Despite a difficult summer and early snowfall, Ponoka’s Foodgrains Project field looks like it may result in an average yield from the 165 acres of wheat.
“What happened is we got snow and it kind of flattened it,” explained Larry Henderson, PR manager for Ponoka branch.
Like all crop fields, planting is done in the spring and the crop is harvested in the fall and sold to buyers.

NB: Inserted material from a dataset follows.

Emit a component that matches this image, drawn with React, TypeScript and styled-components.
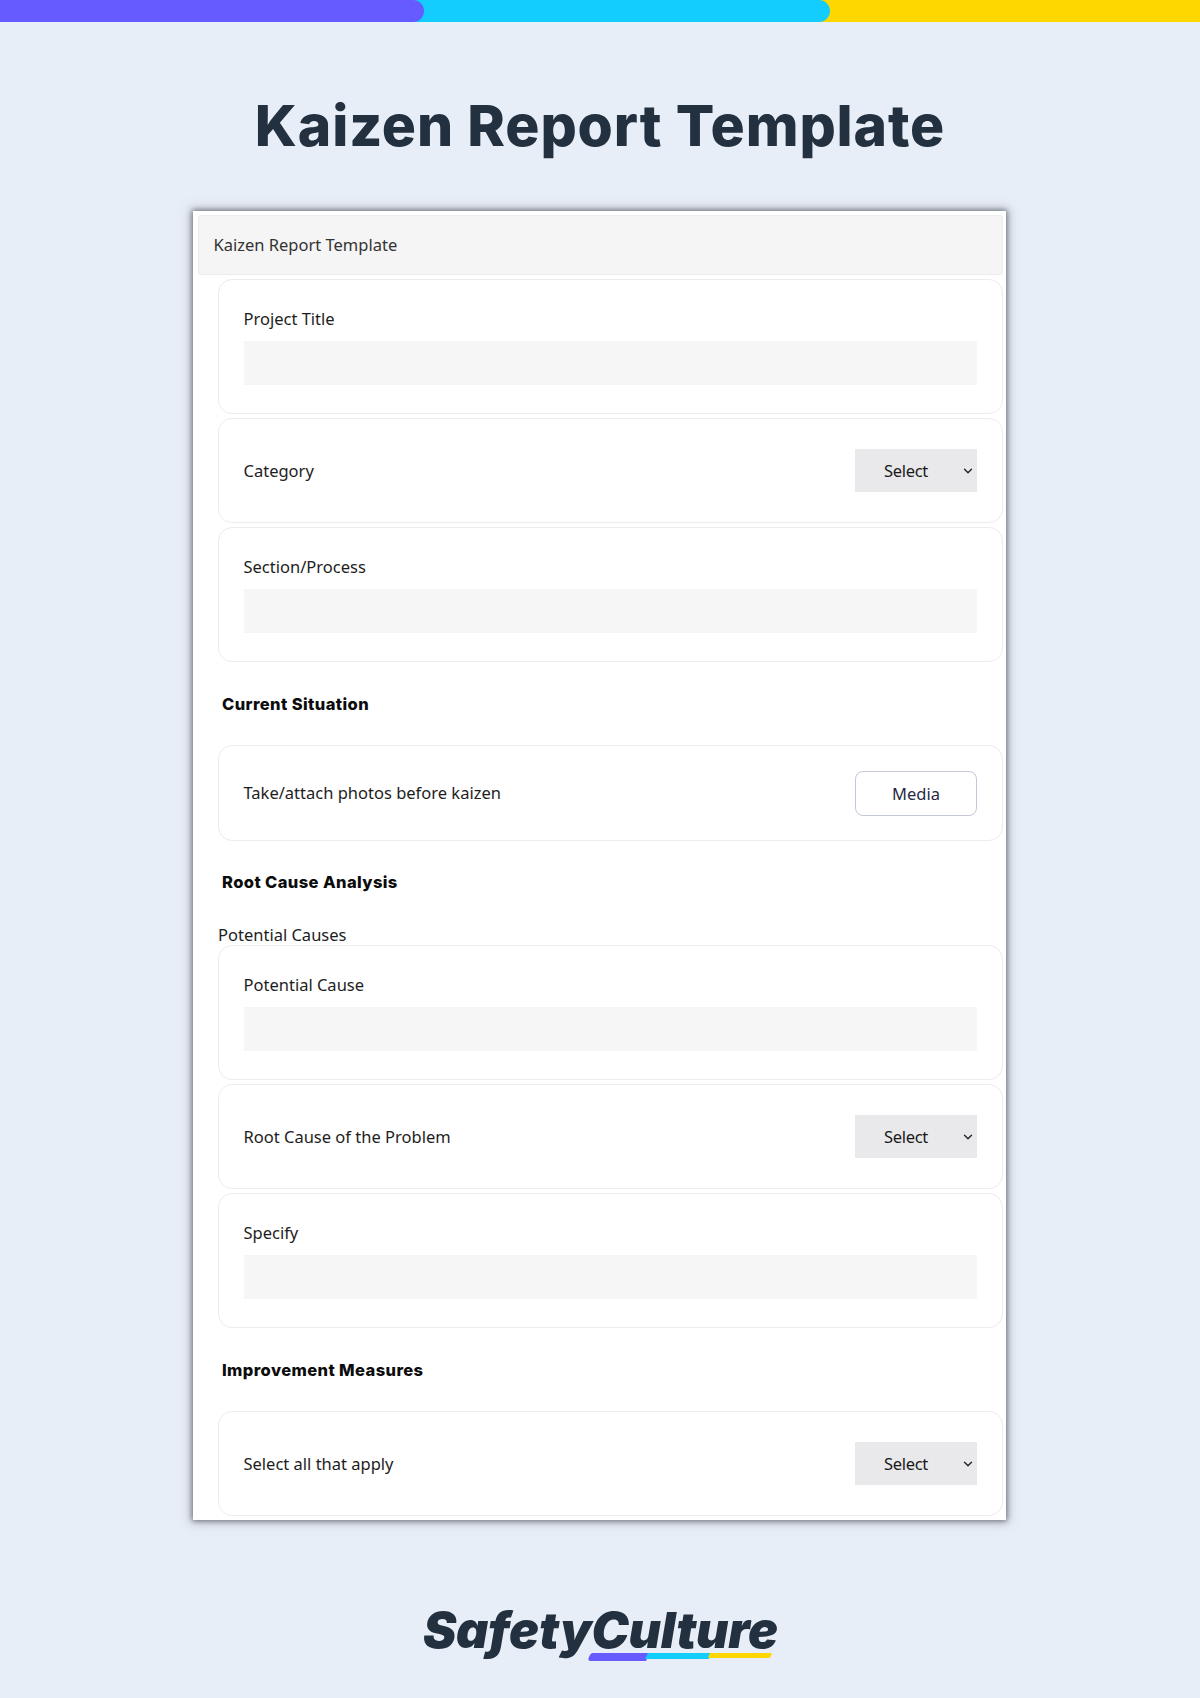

The income from the sale is given to the Canadian Foodgrains Bank, a non-governmental organization working tirelessly to end world hunger and promote sustainability in the agricultural industry worldwide.
The program is in a partnership with 15 churches and supports three major streams: immediate food relief, improving agriculture and livelihoods, and improving nutrition.
The money goes to food aid as well as supporting industry growth in countries by allowing microloans to help people start up their own businesses. “It’s like a co-op,” Henderson explained.
The harvest took place Monday, Oct. 6 with some donated machinery and combiners willing to lend a hand for the cause; “which is a good thing considering farmers are still doing their own fields,” said Henderson.
“It’s a community effort if you really think about it,” he added.
Along with the farmers, businesses donate fertilizer, seed and machinery, and many donations from the general public are collected. “And then there’s the churches. The churches are quite a support because it benefits their missions,” said Henderson.
With each dollar donated by the Canadian Foodgrains Bank for different projects being matched by the federal government’s $4, up to $25 million, “One dollar makes $5 and our cash donations are a big part because they pay for our rent and our expenses. Our donors more than cover our expenses,” said Henderson.
Ponoka’s field, located just south of town along the C and E Trial, supports six church missions and raked in $120,000 last year. “It was just unreal,” said Henderson.
Last year, the Alberta Foodgrains projects raised $43 million for food aid, food security and nutrition in 42 countries.
The organization will mainly target Africa and Southeast Asia this year, says regional co-ordinator Andre Visscher. Last year’s efforts focused on Syria, where millions of people are living in refugee camps in Jordan and Lebanon.
“There’s over three million people that fled Syria and the refugee camps are full. They don’t have a place to live and they need food,” said Visscher.
Visscher expects Alberta will aid between 1,500 and 2,000 people this year; there are 35 growing projects in Alberta and 255 across Canada. “It’s a real community builder. People are working together because they feel they need to share. They have it pretty good in Alberta.”